Five rivers in Asia — including the Ganga in India — serving over 870 million people are among the most threatened in the world, as dams, water extraction and climate change all take their toll, the World Wide Fund for Nature (WWF) said today.
The Ganga, Indus, Yangtze, Salween-Nu and Mekong-Lancang rivers make up half of the WWF’s “top ten” most threatened river basins, which “either already suffer most grievously under the weight of these threats or are bracing for the heaviest impacts,” the organisation said.

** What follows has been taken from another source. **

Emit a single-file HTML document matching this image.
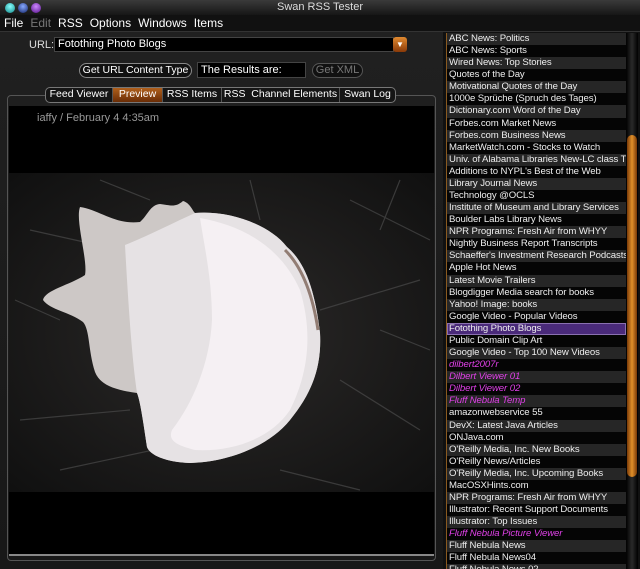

Also on the list are the Rio Grande/ Rio Bravo and La Plata in Latin America, the Danube in central Europe, the Nile-Lake Victoria in Africa and the Murray-Darling in Australia.
“Nearly everybody in the world lives in a river basin and everybody has a contribution to make” to prevent further environmental damage, said the director of WWF’s Global Freshwater Programme Jamie Pittock.
The threats facing river basins are varied and interlinked, and require holistic policies rather than efforts that target just one aspect but can end up being counter-productive, he said. For example, “as governments become concerned about climate change reducing water run-off, they build more dams to store more water, which then results in more water being extracted from the rivers and so builds up more ecological problems,” Pittock said.
Many governments are also focusing on hydro-electric power plants as a “clean” source of energy, but this means more dams which stem water flows and kill off fish populations, he added.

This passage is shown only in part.